For generic $n_x, n_y, n_z$, let $$[\![n_x, n_y, n_z]\!]$$ symbolically denote the operator on the left-hand side, in the qubit picture.
The induction step may be based upon the observation $$[\![1,0,0]\!][\![n_x, n_y, n_z]\!] = (n_x+1)[\![n_x+1, n_y, n_z]\!] - i(n_y+1)[\![n_x, n_y+1, n_z-1]\!] + i(n_z+1)[\![n_x, n_y-1, n_z+1]\!] + (n-n_x-n_y-n_z+1)[\![n_x-1, n_y, n_z]\!].$$ (It's a matter of simple combinatorics to find the multipliers.) There are perfectly analogous relations for multiplying by $[\![0,1,0]\!]$ or $[\![0,0,1]\!]$ from the left, too. Defining the double square brackets to be zero when either of the components is negative, this set of relations holds universally and the sufficient set of anchor points is the Wigner representation of $[\![1,0,0]\!]$, $[\![0,1,0]\!]$, $[\![0,0,1]\!]$, where we prove the equivalence to the Fock picture formulas directly.
Now one would just prove either of the relations (arguing by symmetry) to hold for the right-hand side, using re-ordering of the products after a multiplication by $$[\![1,0,0]\!] \cong a^\dagger b + ab^\dagger$$ and $$n \cong a^\dagger a + b^\dagger b$$ from the left.

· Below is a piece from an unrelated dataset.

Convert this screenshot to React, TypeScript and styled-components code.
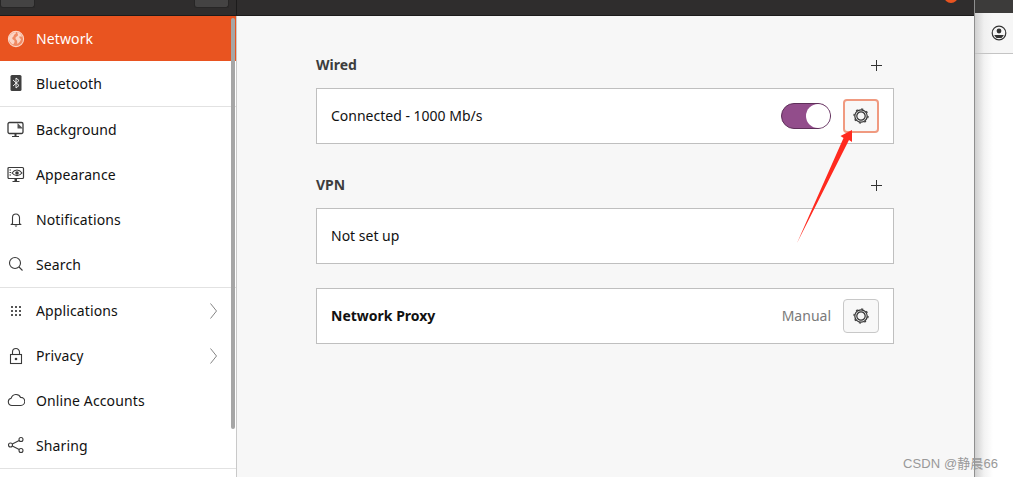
import styled, { createGlobalStyle } from "styled-components";
import type { ReactNode } from "react";

const Global = createGlobalStyle`
  html, body { margin: 0; padding: 0; height: 100%; overflow: hidden; background: #fff; }
  #root { height: 100%; }
  * { box-sizing: border-box; }
`;

const Page = styled.div`
  position: relative;
  display: flex;
  width: 1013px;
  height: 477px;
  overflow: hidden;
  font-family: "Noto Sans", "Liberation Sans", sans-serif;
  font-size: 14px;
  color: #111;
`;

const Window = styled.div`
  flex: 0 0 975px;
  display: flex;
  flex-direction: column;
  border-right: 1px solid #8f8f8f;
`;

const TitleBar = styled.div`
  flex: 0 0 16px;
  display: flex;
  justify-content: space-between;
  overflow: hidden;
  background: #2f2d2d;
  border-bottom: 1px solid #1c1b1b;
  padding-right: 16px;
`;

const SideHead = styled.div`
  width: 237px;
  display: flex;
  justify-content: space-between;
  padding: 0 7px 0 0;
  border-right: 1px solid #1c1b1b;
`;

const HeadButton = styled.div`
  width: 35px;
  height: 8px;
  background: #444343;
  border: 1px solid #272626;
  border-top: none;
  border-radius: 0 0 3px 3px;
`;

const CloseDot = styled.div`
  width: 14px;
  height: 14px;
  margin-top: -11px;
  background: #e95420;
  border-radius: 50%;
`;

const Body = styled.div`
  flex: 1;
  display: flex;
  min-height: 0;
`;

const Sidebar = styled.nav`
  position: relative;
  flex: 0 0 237px;
  background: #fff;
  border-right: 1px solid #c9c9c9;
`;

const ScrollThumb = styled.div`
  position: absolute;
  top: 2px;
  right: 1px;
  width: 4px;
  height: 411px;
  background: #a6a6a6;
  border-radius: 2px;
`;

const Row = styled.div<{ $active?: boolean; $divided?: boolean }>`
  display: flex;
  align-items: center;
  height: ${(p) => (p.$divided ? 46 : 45)}px;
  padding: ${(p) => (p.$divided ? "0 0 1px" : "0")};
  padding-left: 7px;
  gap: 11px;
  background: ${(p) => (p.$active ? "#e95420" : "transparent")};
  color: ${(p) => (p.$active ? "#fff" : "#111")};
  border-bottom: ${(p) => (p.$divided ? "1px solid #e2e2e2" : "none")};
`;

const IconSlot = styled.span`
  flex: 0 0 18px;
  height: 18px;
  display: flex;
  align-items: center;
  justify-content: center;
`;

const Label = styled.span`
  flex: 1;
  letter-spacing: 0.12px;
`;

const Chevron = styled.svg`
  width: 7px;
  height: 16px;
  margin-right: 19px;
`;

const Main = styled.main`
  flex: 1;
  background: #f7f7f7;
  padding: 40px 0 0 79px;
`;

const Column = styled.div`
  width: 578px;
  display: flex;
  flex-direction: column;
`;

const SectionHead = styled.div`
  height: 32px;
  display: flex;
  align-items: flex-start;
  justify-content: space-between;
  font-weight: 700;
  color: #3d3d3d;
  line-height: 18px;
`;

const Plus = styled.svg`
  width: 11px;
  height: 11px;
  margin: 4px 12px 0 0;
`;

const Card = styled.div<{ $gap: number }>`
  height: 56px;
  margin-bottom: ${(p) => p.$gap}px;
  display: flex;
  align-items: center;
  padding: 0 14px;
  background: #fff;
  border: 1px solid #bfbfbf;
`;

const CardText = styled.span<{ $bold?: boolean }>`
  flex: 1;
  padding-bottom: 2px;
  font-weight: ${(p) => (p.$bold ? 700 : 400)};
`;

const Toggle = styled.div`
  position: relative;
  width: 50px;
  height: 26px;
  margin-right: 12px;
  background: #924d8b;
  border: 1px solid #5e2f59;
  border-radius: 13px;
`;

const Knob = styled.div`
  position: absolute;
  top: 0;
  right: 0;
  width: 24px;
  height: 24px;
  background: #fff;
  border-radius: 50%;
`;

const Muted = styled.span`
  margin-right: 12px;
  padding-bottom: 2px;
  color: #7a7a7a;
`;

const GearButton = styled.div<{ $focused?: boolean }>`
  width: 36px;
  height: 34px;
  display: flex;
  align-items: center;
  justify-content: center;
  background: #f8f8f8;
  border: ${(p) => (p.$focused ? "2px solid #f09a80" : "1px solid #c8c8c8")};
  border-radius: 4px;
`;

const SidePeek = styled.div`
  flex: 1;
  display: flex;
  flex-direction: column;
  background: linear-gradient(90deg, #d0d0d0 0, #f2f2f2 9px, #fff 18px);
`;

const PeekTop = styled.div`
  flex: 0 0 13px;
  background: #3c3b3a;
`;

const PeekHead = styled.div`
  height: 41px;
  padding: 12px 0 0 16px;
  border-bottom: 1px solid #c4c4c4;
  background: linear-gradient(90deg, #d0d0d0 0, #f0f0f0 9px, #f6f6f6 18px);
`;

const Arrow = styled.svg`
  position: absolute;
  left: 795px;
  top: 125px;
  width: 60px;
  height: 120px;
`;

const Watermark = styled.div`
  position: absolute;
  left: 903px;
  top: 453px;
  font-family: "Liberation Sans", "Noto Sans CJK SC", sans-serif;
  font-size: 13px;
  letter-spacing: 0.1px;
  color: #999;
  white-space: nowrap;
`;

const stroke = { fill: "none", stroke: "#3a3a3a", strokeWidth: 1.1 };

const Icon = ({ children }: { children: ReactNode }) => (
  <IconSlot>
    <svg width="18" height="18" viewBox="0 0 18 18">
      {children}
    </svg>
  </IconSlot>
);

const Gear = () => (
  <svg width="18" height="18" viewBox="0 0 18 18">
    <circle cx="9" cy="9" r="6.200" fill="none" stroke="#333" strokeWidth="1.200" />
    <circle cx="9" cy="9" r="4.200" fill="none" stroke="#333" strokeWidth="1.200" />
    <circle cx="9" cy="9" r="7" fill="none" stroke="#444" strokeWidth="1.400" strokeDasharray="2 3.500" />
  </svg>
);

const PlusMark = () => (
  <Plus viewBox="0 0 11 11">
    <path d="M5.500 0v11M0 5.500h11" stroke="#333" strokeWidth="1" />
  </Plus>
);

const items: { name: string; icon: ReactNode; active?: boolean; divided?: boolean; more?: boolean }[] = [
  {
    name: "Network",
    active: true,
    icon: (
      <>
        <circle cx="9" cy="9" r="7.600" fill="#f08a63" stroke="#fbd5c6" strokeWidth="1.100" />
        <path
          d="M2 7c1.500-2.500 3.500-4.500 6.500-5 1 1 0 2-1 2.500s-.5 2-1.500 2.500-1 2 0 2.500 2 1 1.500 2.500-1 2.500-1.500 2.500C4 13.500 1.500 10.500 2 7zM10.500 2c2 .5 4 2.500 4.500 4.500-1 .5-2-.5-2.500 0s0 2 1.500 2.500c-.5 2-1.500 3.500-3.500 5-.5-1.500 0-3-1-4s-1.500-2-.5-3 2-1 2-2-1-1.500-.5-3z"
          fill="#fbd5c6"
        />
      </>
    ),
  },
  {
    name: "Bluetooth",
    divided: true,
    icon: (
      <>
        <rect x="3.500" y="1" width="11" height="16" rx="1.500" fill="#3f3f3f" />
        <path d="M6 6l6 5.500L9 14V4l3 2.500L6 12" fill="none" stroke="#fff" strokeWidth="0.900" />
      </>
    ),
  },
  {
    name: "Background",
    icon: (
      <>
        <path d="M2.500 1.500h12a1.500 1.500 0 0 1 1.500 1.500v8a1.500 1.500 0 0 1-1.500 1.500h-12A1.500 1.500 0 0 1 1 11V3a1.500 1.500 0 0 1 1.500-1.500z" fill="none" stroke="#3a3a3a" strokeWidth="1.300" />
        <path d="M10.500 2l5.500 5.500h-5.500z" fill="#555" />
        <path d="M7.500 13h2v2h2.500v1H5v-1h2.500z" fill="#3a3a3a" />
      </>
    ),
  },
  {
    name: "Appearance",
    icon: (
      <>
        <rect x="1" y="1.500" width="15.500" height="11" rx="1" fill="none" stroke="#3a3a3a" strokeWidth="1.200" />
        <path d="M5 7c3-4 7-4 10 0-3 3.500-7 3.500-10 0z" {...stroke} />
        <circle cx="10" cy="7" r="1.800" fill="#3a3a3a" />
        <path d="M2.500 4h1.500M2.500 6.500h1.500M2.500 9h1.500" {...stroke} />
        <path d="M7.500 13h2.500v2h2.500v1h-7v-1h2z" fill="#3a3a3a" />
      </>
    ),
  },
  {
    name: "Notifications",
    icon: (
      <>
        <path d="M5.500 12.500V6.500a3.500 3.500 0 0 1 7 0v6l1 1h-9z" {...stroke} />
        <path d="M7.500 14.500h3L9 16z" fill="#3a3a3a" />
      </>
    ),
  },
  {
    name: "Search",
    divided: true,
    icon: (
      <>
        <circle cx="8" cy="8" r="5.500" {...stroke} />
        <path d="M12 12l3.500 3.500" {...stroke} />
      </>
    ),
  },
  {
    name: "Applications",
    more: true,
    icon: (
      <path
        d="M4 4h2v2H4zM8 4h2v2H8zM12 4h2v2h-2zM4 8h2v2H4zM8 8h2v2H8zM12 8h2v2h-2zM4 12h2v2H4zM8 12h2v2H8zM12 12h2v2h-2z"
        fill="#555"
      />
    ),
  },
  {
    name: "Privacy",
    more: true,
    icon: (
      <>
        <rect x="3.500" y="7.500" width="11" height="9" {...stroke} />
        <path d="M5.500 7.500V5a3.500 3.500 0 0 1 7 0v2.500" {...stroke} />
        <circle cx="9" cy="12" r="1.300" fill="#3a3a3a" />
      </>
    ),
  },
  {
    name: "Online Accounts",
    icon: <path d="M5 13.500a3.700 3.700 0 0 1-.8-7.300 5 5 0 0 1 9.400-.8 3.800 3.800 0 0 1 .2 8.100z" {...stroke} />,
  },
  {
    name: "Sharing",
    divided: true,
    icon: (
      <>
        <circle cx="14" cy="3.500" r="2" {...stroke} />
        <circle cx="3.500" cy="9" r="2" {...stroke} />
        <circle cx="14" cy="14.500" r="2" {...stroke} />
        <path d="M5.300 8l6.900-3.500M5.300 10l6.900 3.500" {...stroke} />
      </>
    ),
  },
];

export default function App() {
  return (
    <Page>
      <Global />
      <Window>
        <TitleBar>
          <SideHead>
            <HeadButton />
            <HeadButton />
          </SideHead>
          <CloseDot />
        </TitleBar>
        <Body>
          <Sidebar>
            {items.map((item) => (
              <Row key={item.name} $active={item.active} $divided={item.divided}>
                <Icon>{item.icon}</Icon>
                <Label>{item.name}</Label>
                {item.more && (
                  <Chevron viewBox="0 0 7 16">
                    <path d="M.5 .5l6 7.500-6 7.500" fill="none" stroke="#666" strokeWidth="0.800" />
                  </Chevron>
                )}
              </Row>
            ))}
            <ScrollThumb />
          </Sidebar>
          <Main>
            <Column>
              <SectionHead>
                Wired
                <PlusMark />
              </SectionHead>
              <Card $gap={32}>
                <CardText>Connected - 1000 Mb/s</CardText>
                <Toggle>
                  <Knob />
                </Toggle>
                <GearButton $focused>
                  <Gear />
                </GearButton>
              </Card>
              <SectionHead>
                VPN
                <PlusMark />
              </SectionHead>
              <Card $gap={24}>
                <CardText>Not set up</CardText>
              </Card>
              <Card $gap={0}>
                <CardText $bold>Network Proxy</CardText>
                <Muted>Manual</Muted>
                <GearButton>
                  <Gear />
                </GearButton>
              </Card>
            </Column>
          </Main>
        </Body>
      </Window>
      <SidePeek>
        <PeekTop />
        <PeekHead>
          <svg width="16" height="16" viewBox="0 0 16 16">
            <circle cx="8" cy="8" r="6.800" fill="none" stroke="#333" strokeWidth="1.200" />
            <circle cx="8" cy="6" r="2.400" fill="#333" />
            <path d="M3.500 10h9v.8l-2 2.200h-5l-2-2.200z" fill="#333" />
          </svg>
        </PeekHead>
      </SidePeek>
      <Arrow viewBox="0 0 60 120">
        <path d="M2 118L48.500 13 45.500 11 57 5 57 17 54 15z" fill="#ff2a1f" />
      </Arrow>
      <Watermark>CSDN @静晨66</Watermark>
    </Page>
  );
}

It requires a certain amount of work but should be doable. (I tried but ran into some kind of a numerical error.)
With a future edit on my mind, I will try to finish the proof of the induction step to see if I am right about the additional factor.
Assuming the relation is true, I doubt that there is any more "closed form" than the expansion $$\sum_{j=0}^{n_x} \sum_{k=0}^{n_y} \sum_{l=0}^{n_z} \frac{(-1)^{k+n_z-l} i^{n_y}}{j!k!l!(n_x-j)!(n_y-k)!(n_z-l)!} (a^\dagger)^{j+k+l} a^{n_x+n_y-j-k+l} (b^\dagger)^{n_x+n_y+n_z-j-k-l} b^{j+k+n_z-l}$$ as this does not seem to have any factorisation except for the one employing the normal reordering brackets.